Berger does not deny the change from a primarily agricultural world to an industrial one, but he is much more interested in the metaphysical than the material aspects of this change. His formulation is that the pre-modern understanding reflects an essentially Christian world view, in which "God's time"—an eternal, timeless, undifferentiated Now—both forms the "envelope" for finite, teleological, and event-filled human time, and is ontologically and experientially superior to it. The modern sense of time, in contrast, reflects a world view in which humans are "autonomous," time is inevitably teleological, and God's time is fundamentally incomprehensible.

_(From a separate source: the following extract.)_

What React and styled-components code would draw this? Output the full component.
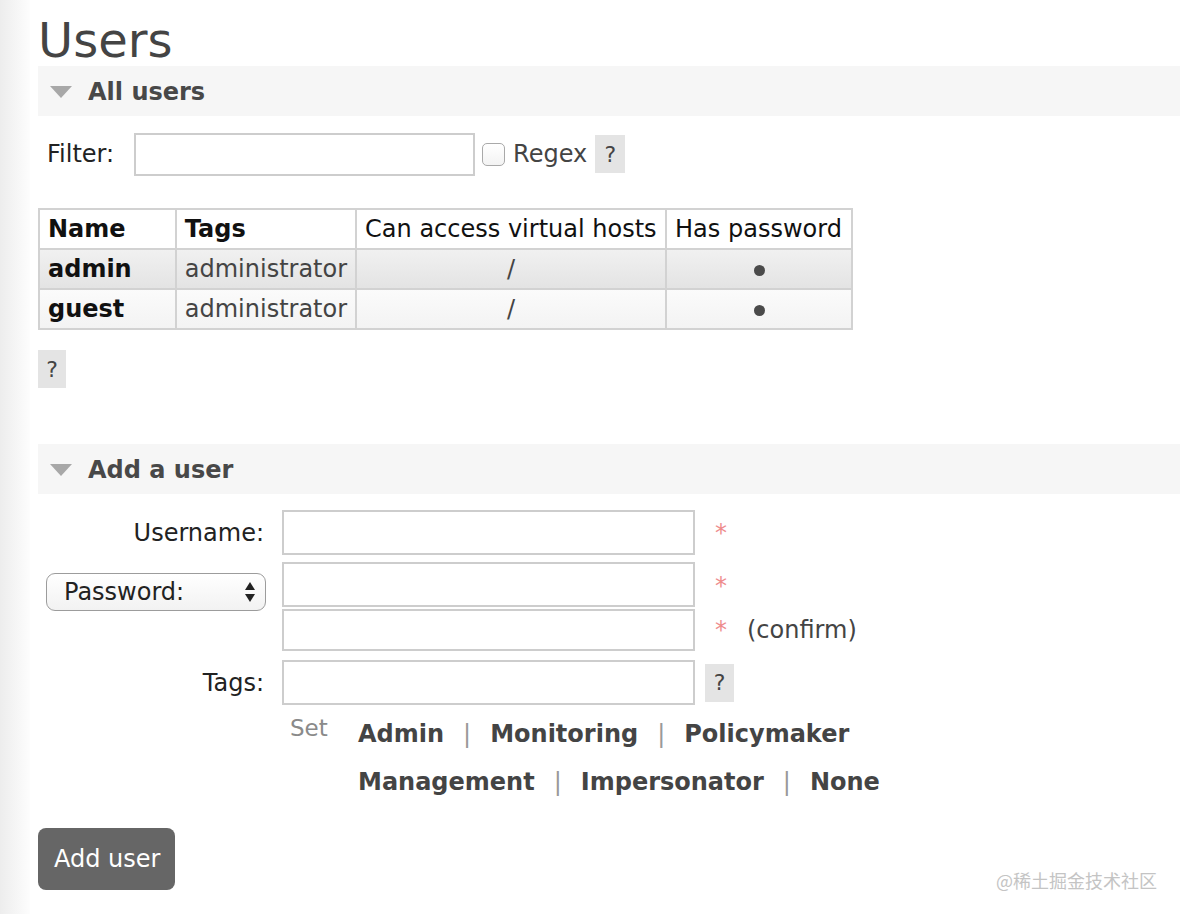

Berger's second stated ambition in this book is to prove that music "itself"—that is, the arrangements of notes on the page and sounds in the air—registered this tectonic shift in consciousness. The most direct result of this shift was that at some moment after Bach and before Mozart, it began to matter—that is, to be essential to the meaning of the music—in what temporal order musical events happened. One [End Page 435] way Berger illustrates the difference is by contrasting Bach fugues with Mozart sonatas. He argues that the point of a fugue is to show how many ways a fugue subject (main theme) can be "worked": that is, whether (for example) it can be combined with itself, and if so, in how many ways; whether it works upside down or backwards, how it works on different degrees of the scale, and so on. In principle, the argument goes, it does not matter in what order the various permutations are presented, or, indeed, how many of them there are, or in what keys they appear. Thus, as with other additive forms (variations are another example), the moment of ending is in some sense arbitrary, particularly since no fugue uses every possible permutation of its subject, and even if it did, the exhaustion of permutation is not a readily perceptible phenomenon. Thus the fugue composer needs to use means external to the basic principles of the work to indicate to the listener that the end is near. In contrast, sonata form, the paradigmatic late-eighteenth century form, is self-limiting: once it has gone through its essential process (a first half leading to an unstable cadence and a second half stabilizing that cadence) it must end. A sonata form ending is thus prepared and predicted by everything that has gone before, whereas a fugue-ending merely puts a necessary stop to a potentially infinite (or at least very long) trajectory. Those who study music have long noted the difference between Baroque additive and "Classical" self-limiting forms and between Bach's "Fortspinnung" (spinning-out) and Mozart's (and Haydn's and Beethoven's) periodicity, but Berger's metaphysical and intellectual-historical framework adds a new layer to that commonplace.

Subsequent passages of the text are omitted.